Sunday, more lethargy. Ben sleeps through half of nursery. Jeremy Miner helps Johnny give Ben a blessing after church. Dad is concerned after the blessing.

Monday was a beautiful sunny day in Anchorage. Benjamin did have another early morning nap but he also wanted to go out for a walk. At 3:00 we went to the opthamologist. The Dr was not really concerned about Ben's crossed eyes at first because we have a family history with this problem. After eye dialation however, the Dr changes her mind and places a call to Ben pediatrician. Mom and Ben are told that the optical nerve is supposed to resemble a donut with an opening in the middle. Ben's optical nerves are full instead. Mom and Dad are sent to the hospital, told to check in at the front desk and then head upstairs to PICU. Mom called Dad on the way and said please come. Thanks to the Pettijons for babysitting and transportation! An MRI reveals a lesion on the brain. The solid mass is about 6 cm by 8cm, but there is also a fluid filled cyst and signs of swelling of Ben's brain. Even mom and dad can read this MRI. The thing is HUGE. Plans are made for transport to Seattle the following morning.

Tuesday morning Dad stays behind to get the kids situation and Ben and Mom head to Seattle.

"It's a tumor"

The pictures show a mass about 6cm by 8cm (baseballish in size) in the upper left front of Ben's brain. It is sitting on the brain and looks accessible. Then plans started. Providence Hospital immediately arranged for transport for Cari and Ben to Seattle Children's Hospital.

Dad headed home and packed mom a bag. Dad's lack of fashion sense was immediately obvious because I don't think I got even one outfit correct, but at least there was clean underwear . . .
Dad and siblings headed up to the hospital Tuesday night for kisses and hugs. It is all still a little surreal. The siblings all loved on Ben for a while then Dad took kids home to go to bed.


First we checked with our favorite doctor, Dr. Uncle Mike. He counselled us to get Ben to an eye doctor as soon as possible. We are grateful to our favorite Dr. for getting us on the right path quickly. As I said before, since there is only one pediatric opthalmalogist in Alaska we had to wait a few days to get in.

We decided to have Dad pedal home from work early and Mom take Ben to the eye doctor. Upon cursory glance and with the family history of crossed eyes the eye doc was not overly concerned. She wanted to confirm so they dialated Bens eyes to take a look at the nerve. This is where my vast medical knowledge and explanation might get a little hard to follow . . . I guess the nerve is supposed to look like a doughnut -- hollow. Ben's was solid.

They sent Ben to the Hospital immediately for an MRI. Mom called Dad and we began figuring out how to get to the hospital when the only car is already there and the bicycle is way too slow. The Pettijohns were lifesavers. Joy took Elizabeth, Megan, Samantha, and Nathan to babysit. Mark ran me up to the hospital. I got there and went to three different offices and finally was able to find Cari and Ben in the Pediatric ICU getting ready to be sedated and get his MRI.

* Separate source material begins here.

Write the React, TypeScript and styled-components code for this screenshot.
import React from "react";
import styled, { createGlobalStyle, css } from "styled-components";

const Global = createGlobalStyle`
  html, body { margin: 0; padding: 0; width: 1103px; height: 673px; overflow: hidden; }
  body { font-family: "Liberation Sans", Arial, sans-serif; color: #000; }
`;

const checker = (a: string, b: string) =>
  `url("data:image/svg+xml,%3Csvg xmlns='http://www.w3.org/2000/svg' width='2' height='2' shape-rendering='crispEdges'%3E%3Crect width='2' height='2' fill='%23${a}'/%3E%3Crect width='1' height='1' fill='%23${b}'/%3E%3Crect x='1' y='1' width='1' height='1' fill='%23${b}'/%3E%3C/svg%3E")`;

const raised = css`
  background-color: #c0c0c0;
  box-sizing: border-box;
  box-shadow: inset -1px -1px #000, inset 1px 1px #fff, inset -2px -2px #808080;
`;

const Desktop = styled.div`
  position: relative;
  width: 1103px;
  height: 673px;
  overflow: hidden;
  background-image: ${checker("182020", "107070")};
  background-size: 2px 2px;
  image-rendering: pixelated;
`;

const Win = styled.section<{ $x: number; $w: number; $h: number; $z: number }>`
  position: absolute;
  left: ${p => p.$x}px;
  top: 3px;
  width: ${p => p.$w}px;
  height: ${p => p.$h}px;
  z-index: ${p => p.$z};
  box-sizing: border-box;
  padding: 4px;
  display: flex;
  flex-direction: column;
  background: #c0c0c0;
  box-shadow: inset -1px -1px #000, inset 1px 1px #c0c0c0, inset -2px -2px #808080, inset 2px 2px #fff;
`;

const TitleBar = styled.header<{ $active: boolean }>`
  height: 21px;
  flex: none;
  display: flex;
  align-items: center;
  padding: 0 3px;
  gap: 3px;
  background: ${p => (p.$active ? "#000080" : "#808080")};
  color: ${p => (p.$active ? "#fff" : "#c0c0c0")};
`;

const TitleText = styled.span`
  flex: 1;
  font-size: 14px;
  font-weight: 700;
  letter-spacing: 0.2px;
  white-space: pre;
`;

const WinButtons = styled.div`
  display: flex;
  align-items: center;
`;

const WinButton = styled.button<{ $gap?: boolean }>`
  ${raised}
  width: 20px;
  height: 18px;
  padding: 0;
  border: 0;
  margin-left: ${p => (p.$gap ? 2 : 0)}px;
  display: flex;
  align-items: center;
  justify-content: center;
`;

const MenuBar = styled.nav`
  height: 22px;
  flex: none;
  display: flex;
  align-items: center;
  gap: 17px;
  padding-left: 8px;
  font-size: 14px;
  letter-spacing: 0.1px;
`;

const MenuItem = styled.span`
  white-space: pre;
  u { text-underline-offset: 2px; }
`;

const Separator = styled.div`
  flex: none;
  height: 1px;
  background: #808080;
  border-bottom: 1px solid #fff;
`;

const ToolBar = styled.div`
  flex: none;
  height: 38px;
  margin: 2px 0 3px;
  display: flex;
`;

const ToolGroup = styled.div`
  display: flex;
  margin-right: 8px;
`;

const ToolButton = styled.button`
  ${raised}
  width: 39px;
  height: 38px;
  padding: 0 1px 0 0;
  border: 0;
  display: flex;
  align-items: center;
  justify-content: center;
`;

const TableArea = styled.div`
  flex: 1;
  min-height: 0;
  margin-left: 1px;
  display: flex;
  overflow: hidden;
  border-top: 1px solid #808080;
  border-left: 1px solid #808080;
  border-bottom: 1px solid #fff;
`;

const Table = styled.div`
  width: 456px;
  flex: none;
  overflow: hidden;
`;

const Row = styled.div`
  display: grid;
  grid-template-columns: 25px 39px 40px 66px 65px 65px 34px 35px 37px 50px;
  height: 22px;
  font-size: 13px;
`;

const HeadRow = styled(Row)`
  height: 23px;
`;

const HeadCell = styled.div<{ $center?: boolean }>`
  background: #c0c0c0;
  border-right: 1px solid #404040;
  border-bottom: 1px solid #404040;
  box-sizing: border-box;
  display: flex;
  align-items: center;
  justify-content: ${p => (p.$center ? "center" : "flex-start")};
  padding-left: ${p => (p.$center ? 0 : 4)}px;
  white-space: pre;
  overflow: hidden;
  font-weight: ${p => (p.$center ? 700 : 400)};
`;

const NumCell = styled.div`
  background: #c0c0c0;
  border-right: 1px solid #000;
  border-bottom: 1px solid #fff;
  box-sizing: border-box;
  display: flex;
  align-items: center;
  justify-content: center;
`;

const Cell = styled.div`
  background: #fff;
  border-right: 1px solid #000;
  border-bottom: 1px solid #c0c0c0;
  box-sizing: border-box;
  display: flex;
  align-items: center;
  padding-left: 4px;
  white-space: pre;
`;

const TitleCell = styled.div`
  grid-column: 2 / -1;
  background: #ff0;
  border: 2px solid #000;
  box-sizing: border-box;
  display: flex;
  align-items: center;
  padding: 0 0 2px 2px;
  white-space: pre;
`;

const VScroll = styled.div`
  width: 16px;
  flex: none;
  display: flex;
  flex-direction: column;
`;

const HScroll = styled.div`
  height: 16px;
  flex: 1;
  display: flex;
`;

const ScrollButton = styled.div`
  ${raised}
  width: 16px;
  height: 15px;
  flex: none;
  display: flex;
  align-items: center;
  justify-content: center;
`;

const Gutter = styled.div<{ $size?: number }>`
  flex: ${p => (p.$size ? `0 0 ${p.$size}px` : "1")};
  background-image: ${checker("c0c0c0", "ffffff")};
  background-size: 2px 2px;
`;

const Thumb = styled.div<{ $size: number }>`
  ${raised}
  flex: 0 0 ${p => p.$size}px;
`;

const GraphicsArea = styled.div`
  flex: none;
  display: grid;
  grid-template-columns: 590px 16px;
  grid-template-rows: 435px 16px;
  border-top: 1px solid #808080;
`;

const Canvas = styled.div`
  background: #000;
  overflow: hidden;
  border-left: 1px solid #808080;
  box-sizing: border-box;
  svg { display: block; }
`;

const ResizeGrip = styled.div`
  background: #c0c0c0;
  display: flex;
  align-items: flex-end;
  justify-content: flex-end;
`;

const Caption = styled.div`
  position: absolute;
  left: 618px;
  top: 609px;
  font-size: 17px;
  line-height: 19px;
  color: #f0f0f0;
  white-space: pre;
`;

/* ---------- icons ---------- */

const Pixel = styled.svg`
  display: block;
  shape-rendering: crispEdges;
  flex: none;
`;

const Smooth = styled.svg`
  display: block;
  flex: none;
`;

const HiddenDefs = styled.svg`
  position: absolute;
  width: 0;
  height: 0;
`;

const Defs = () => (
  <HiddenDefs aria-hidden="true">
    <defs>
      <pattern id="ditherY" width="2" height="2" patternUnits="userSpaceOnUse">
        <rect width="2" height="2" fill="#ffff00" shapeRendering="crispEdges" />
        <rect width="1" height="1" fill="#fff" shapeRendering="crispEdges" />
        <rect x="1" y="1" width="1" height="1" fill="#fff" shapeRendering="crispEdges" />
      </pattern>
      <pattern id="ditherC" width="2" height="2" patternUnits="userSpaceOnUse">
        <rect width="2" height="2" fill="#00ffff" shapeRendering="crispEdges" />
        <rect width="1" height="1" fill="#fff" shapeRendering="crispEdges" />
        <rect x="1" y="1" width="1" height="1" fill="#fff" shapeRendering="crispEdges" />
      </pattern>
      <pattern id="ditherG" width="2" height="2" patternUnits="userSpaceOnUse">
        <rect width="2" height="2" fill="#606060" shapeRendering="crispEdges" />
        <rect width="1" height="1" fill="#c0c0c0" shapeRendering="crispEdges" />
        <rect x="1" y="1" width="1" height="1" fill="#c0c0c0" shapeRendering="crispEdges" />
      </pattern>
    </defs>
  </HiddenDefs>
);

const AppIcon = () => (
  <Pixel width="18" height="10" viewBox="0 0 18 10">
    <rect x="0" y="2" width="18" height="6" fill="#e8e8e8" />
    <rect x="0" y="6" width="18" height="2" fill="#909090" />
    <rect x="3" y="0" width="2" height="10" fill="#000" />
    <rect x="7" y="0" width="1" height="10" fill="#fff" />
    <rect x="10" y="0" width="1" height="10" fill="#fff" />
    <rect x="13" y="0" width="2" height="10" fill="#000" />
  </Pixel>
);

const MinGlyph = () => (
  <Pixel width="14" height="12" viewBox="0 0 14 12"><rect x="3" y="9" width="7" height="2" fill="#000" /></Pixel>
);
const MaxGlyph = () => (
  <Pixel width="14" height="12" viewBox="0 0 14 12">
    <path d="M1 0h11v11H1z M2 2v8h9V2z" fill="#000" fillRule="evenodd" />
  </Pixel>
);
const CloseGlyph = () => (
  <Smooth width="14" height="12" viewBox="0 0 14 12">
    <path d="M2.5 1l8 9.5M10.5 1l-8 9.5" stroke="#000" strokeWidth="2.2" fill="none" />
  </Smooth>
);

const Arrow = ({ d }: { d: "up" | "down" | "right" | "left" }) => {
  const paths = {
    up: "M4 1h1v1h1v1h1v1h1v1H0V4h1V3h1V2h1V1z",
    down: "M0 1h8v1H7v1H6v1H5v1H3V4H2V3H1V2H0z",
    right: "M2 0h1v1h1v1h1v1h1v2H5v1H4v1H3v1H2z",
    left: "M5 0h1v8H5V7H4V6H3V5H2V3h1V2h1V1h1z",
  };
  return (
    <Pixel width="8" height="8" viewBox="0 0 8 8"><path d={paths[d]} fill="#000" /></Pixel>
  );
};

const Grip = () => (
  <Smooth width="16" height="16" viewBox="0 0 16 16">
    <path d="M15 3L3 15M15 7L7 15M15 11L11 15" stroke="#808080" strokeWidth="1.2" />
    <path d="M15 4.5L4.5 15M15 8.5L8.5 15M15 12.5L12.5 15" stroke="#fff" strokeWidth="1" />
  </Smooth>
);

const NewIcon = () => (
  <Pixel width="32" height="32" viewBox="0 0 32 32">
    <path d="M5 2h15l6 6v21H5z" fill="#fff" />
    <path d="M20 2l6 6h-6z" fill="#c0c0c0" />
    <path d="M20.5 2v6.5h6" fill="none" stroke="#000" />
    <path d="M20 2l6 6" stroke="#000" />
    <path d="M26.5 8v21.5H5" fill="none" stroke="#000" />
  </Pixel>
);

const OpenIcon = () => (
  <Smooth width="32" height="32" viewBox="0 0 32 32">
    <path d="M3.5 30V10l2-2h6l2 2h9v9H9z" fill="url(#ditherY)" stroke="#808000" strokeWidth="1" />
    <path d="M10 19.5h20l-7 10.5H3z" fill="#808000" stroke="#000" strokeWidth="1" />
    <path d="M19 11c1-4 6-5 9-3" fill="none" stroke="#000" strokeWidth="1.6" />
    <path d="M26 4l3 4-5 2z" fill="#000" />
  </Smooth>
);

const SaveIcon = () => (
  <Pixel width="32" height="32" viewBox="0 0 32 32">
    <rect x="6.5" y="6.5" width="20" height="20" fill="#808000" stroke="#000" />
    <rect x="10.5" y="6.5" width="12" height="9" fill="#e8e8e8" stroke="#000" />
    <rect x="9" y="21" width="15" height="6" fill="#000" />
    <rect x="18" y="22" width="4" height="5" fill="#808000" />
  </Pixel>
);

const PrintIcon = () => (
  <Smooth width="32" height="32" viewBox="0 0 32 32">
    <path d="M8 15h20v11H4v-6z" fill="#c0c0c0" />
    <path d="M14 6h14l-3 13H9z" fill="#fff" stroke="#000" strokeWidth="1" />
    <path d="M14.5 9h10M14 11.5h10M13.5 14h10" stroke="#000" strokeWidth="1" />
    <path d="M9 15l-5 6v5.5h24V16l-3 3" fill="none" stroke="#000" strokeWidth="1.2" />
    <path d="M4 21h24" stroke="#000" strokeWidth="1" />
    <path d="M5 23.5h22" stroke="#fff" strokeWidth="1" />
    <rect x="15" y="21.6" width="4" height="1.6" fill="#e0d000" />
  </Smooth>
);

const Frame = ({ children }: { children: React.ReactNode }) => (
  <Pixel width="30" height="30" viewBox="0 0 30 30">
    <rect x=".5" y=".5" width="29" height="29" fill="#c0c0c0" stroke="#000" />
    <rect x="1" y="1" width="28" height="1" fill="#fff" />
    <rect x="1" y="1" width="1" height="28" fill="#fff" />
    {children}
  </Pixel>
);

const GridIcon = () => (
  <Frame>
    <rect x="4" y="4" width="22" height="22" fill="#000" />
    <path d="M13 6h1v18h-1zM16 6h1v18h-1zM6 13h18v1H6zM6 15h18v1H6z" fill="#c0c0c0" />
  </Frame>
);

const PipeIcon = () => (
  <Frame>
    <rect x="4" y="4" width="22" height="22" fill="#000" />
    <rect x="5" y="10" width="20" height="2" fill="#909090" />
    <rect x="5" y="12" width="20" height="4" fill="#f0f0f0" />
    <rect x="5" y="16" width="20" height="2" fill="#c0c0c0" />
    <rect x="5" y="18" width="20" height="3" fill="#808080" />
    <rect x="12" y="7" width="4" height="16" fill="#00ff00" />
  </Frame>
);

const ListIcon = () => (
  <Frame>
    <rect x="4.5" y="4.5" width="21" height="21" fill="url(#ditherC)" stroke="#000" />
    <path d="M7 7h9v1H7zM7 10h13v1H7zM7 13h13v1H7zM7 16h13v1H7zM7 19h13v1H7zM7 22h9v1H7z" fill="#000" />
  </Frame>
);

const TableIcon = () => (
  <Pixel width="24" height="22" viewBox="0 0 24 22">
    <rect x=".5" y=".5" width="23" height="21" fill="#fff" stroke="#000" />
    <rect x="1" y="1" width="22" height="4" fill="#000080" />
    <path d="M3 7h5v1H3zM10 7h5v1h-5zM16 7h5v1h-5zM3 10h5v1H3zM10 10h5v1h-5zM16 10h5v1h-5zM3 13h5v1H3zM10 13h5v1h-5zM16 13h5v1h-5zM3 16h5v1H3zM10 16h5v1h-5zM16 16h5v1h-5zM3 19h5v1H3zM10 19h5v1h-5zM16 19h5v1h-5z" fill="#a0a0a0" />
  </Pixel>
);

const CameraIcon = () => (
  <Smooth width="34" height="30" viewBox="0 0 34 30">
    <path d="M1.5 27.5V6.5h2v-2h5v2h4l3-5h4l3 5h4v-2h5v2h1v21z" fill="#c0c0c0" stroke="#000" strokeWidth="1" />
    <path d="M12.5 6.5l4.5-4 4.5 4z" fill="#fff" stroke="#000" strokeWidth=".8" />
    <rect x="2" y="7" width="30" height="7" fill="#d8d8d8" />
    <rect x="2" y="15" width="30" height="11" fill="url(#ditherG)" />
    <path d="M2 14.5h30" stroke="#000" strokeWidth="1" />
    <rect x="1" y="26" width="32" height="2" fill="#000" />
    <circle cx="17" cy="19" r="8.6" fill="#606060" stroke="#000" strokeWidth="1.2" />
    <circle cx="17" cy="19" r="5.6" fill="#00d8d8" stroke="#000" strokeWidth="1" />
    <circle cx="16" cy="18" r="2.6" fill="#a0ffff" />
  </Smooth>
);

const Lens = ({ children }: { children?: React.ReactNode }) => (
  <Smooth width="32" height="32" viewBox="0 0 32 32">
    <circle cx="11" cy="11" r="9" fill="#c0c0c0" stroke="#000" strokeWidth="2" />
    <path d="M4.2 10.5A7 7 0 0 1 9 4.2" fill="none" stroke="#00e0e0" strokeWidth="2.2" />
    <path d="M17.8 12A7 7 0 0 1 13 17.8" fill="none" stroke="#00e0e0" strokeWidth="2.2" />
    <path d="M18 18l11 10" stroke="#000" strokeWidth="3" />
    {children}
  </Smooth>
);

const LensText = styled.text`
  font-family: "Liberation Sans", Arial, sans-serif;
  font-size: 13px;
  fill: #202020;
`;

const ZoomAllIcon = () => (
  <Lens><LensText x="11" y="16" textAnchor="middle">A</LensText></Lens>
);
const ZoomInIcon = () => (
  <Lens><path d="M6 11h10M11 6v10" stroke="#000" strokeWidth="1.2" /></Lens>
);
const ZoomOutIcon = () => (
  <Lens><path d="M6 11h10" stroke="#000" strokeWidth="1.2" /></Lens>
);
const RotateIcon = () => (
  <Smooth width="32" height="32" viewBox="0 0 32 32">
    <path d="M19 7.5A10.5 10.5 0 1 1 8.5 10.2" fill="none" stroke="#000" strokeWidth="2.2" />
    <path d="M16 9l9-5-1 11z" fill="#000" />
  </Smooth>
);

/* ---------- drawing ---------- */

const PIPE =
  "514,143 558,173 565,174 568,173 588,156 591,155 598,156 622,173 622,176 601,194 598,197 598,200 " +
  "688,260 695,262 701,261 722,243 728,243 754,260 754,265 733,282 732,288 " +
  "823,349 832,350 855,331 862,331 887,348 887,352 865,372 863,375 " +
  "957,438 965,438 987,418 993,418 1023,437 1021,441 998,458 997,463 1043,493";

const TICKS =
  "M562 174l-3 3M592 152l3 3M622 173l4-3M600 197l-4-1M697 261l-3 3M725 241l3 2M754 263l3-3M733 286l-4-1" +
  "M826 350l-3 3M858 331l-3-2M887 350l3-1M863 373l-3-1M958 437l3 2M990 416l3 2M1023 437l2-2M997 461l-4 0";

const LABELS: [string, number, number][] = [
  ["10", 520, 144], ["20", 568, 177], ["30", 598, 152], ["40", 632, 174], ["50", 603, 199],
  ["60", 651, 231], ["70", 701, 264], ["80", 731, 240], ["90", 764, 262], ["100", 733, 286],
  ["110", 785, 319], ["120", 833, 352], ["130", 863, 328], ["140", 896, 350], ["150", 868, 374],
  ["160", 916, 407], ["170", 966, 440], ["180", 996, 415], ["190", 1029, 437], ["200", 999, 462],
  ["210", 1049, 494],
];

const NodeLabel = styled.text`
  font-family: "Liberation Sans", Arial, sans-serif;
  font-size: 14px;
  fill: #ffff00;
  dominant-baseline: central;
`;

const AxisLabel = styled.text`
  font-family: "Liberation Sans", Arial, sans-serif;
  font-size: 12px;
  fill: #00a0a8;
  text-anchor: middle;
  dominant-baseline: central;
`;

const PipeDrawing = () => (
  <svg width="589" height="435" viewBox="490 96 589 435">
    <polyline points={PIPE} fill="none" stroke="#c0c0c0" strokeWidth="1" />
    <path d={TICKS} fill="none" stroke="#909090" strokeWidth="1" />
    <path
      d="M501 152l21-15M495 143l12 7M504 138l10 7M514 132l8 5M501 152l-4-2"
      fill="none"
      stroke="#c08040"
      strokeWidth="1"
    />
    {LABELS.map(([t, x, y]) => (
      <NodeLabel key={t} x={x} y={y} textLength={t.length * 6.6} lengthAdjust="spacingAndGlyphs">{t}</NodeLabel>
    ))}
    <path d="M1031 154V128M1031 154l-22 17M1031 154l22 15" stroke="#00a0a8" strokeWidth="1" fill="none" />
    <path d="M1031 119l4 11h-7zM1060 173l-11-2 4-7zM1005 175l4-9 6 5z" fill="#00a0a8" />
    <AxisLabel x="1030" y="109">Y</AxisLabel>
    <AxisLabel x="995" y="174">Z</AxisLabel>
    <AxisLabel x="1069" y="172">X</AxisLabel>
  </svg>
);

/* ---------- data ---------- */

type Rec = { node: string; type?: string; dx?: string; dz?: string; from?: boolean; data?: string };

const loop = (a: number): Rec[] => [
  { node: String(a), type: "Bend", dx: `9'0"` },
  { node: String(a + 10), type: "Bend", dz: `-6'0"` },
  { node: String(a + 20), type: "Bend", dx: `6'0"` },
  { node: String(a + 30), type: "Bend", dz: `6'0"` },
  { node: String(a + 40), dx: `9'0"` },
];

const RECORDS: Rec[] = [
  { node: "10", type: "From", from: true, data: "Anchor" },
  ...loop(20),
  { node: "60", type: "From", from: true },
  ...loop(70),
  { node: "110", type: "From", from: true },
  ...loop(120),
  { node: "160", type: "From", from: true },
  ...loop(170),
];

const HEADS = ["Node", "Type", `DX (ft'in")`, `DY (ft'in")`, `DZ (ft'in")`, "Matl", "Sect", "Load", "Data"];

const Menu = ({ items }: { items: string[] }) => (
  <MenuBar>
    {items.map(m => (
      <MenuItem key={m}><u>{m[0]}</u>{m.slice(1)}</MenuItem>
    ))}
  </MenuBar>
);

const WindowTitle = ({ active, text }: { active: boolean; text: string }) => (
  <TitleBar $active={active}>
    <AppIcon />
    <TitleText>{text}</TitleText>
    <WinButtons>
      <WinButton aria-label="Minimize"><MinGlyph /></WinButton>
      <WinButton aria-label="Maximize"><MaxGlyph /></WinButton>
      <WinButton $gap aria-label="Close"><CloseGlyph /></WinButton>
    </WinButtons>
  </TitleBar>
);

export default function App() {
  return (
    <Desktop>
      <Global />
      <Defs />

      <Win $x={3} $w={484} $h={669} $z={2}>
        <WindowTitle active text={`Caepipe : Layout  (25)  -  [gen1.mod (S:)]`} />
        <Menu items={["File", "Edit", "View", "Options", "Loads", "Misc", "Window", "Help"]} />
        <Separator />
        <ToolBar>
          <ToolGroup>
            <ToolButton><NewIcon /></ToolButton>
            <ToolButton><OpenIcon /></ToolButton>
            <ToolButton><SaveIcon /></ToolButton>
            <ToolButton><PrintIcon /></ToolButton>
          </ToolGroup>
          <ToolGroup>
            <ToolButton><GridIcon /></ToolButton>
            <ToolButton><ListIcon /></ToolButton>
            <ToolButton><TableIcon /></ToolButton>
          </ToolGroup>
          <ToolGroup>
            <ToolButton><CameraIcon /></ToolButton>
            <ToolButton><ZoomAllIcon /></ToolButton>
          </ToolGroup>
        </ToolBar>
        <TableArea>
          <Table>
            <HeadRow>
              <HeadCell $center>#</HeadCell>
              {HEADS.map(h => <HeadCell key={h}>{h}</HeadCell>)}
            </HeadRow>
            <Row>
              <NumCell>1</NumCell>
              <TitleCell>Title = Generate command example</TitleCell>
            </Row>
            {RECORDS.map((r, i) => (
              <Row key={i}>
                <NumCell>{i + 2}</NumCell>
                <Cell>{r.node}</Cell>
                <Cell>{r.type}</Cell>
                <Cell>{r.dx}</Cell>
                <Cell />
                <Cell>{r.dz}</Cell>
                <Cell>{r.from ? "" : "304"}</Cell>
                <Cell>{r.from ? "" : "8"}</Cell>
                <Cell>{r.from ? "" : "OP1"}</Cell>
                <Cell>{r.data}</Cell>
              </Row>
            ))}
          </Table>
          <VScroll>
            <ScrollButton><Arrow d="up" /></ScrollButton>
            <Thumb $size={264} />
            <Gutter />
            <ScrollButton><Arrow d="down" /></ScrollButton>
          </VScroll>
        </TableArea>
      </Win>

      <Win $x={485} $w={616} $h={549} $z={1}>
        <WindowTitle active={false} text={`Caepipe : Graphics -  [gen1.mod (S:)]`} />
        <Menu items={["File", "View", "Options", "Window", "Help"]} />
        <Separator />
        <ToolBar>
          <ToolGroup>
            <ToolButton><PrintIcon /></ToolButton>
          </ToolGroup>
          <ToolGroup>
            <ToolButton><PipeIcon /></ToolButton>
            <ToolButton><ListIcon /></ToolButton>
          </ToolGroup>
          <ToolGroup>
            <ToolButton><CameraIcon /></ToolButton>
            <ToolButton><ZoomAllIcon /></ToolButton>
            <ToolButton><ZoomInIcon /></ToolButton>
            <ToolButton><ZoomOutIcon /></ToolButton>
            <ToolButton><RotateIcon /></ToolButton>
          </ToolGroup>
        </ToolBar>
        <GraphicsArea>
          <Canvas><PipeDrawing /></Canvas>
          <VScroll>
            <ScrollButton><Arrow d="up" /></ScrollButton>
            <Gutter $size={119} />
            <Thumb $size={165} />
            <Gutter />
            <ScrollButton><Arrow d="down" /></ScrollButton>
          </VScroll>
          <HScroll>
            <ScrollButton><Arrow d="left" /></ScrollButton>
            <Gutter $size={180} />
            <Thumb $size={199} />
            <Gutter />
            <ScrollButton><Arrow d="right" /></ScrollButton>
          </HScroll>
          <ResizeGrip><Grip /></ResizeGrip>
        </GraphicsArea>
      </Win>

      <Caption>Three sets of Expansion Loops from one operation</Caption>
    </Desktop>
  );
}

After being sedated Ben got to go into the MRI. Cari went in too and Dad went to the waiting room. No metal can go in and dads wedding ring won't come off any more. After looking at the MRI the doctors were able to confirm a mass in Ben's head.


On Sunday Feb 8th Ben, Cari and I were watching some TV after the other kids went to bed. Out of nowhere Cari is suddenly covered with projectile vomit. There has been some flu going around so we didn't think much of it. A couple of days later same thing. Again, we were not really worried because of the flu going around.

Last Tuesday (2/18) Cari noticed that Ben's look just wasn't quite right. Gotta love mommy radar. Dad noticed on Wednesday that it looked like Ben's left eye was crossed. This confirmed mom's fears. We weren't too concerned because there is some family history of eye crossing. This is where living in Alaska gets interesting. There is one pediatric opthalmalogist in the state. We were able to get an appointment on Monday afternoon.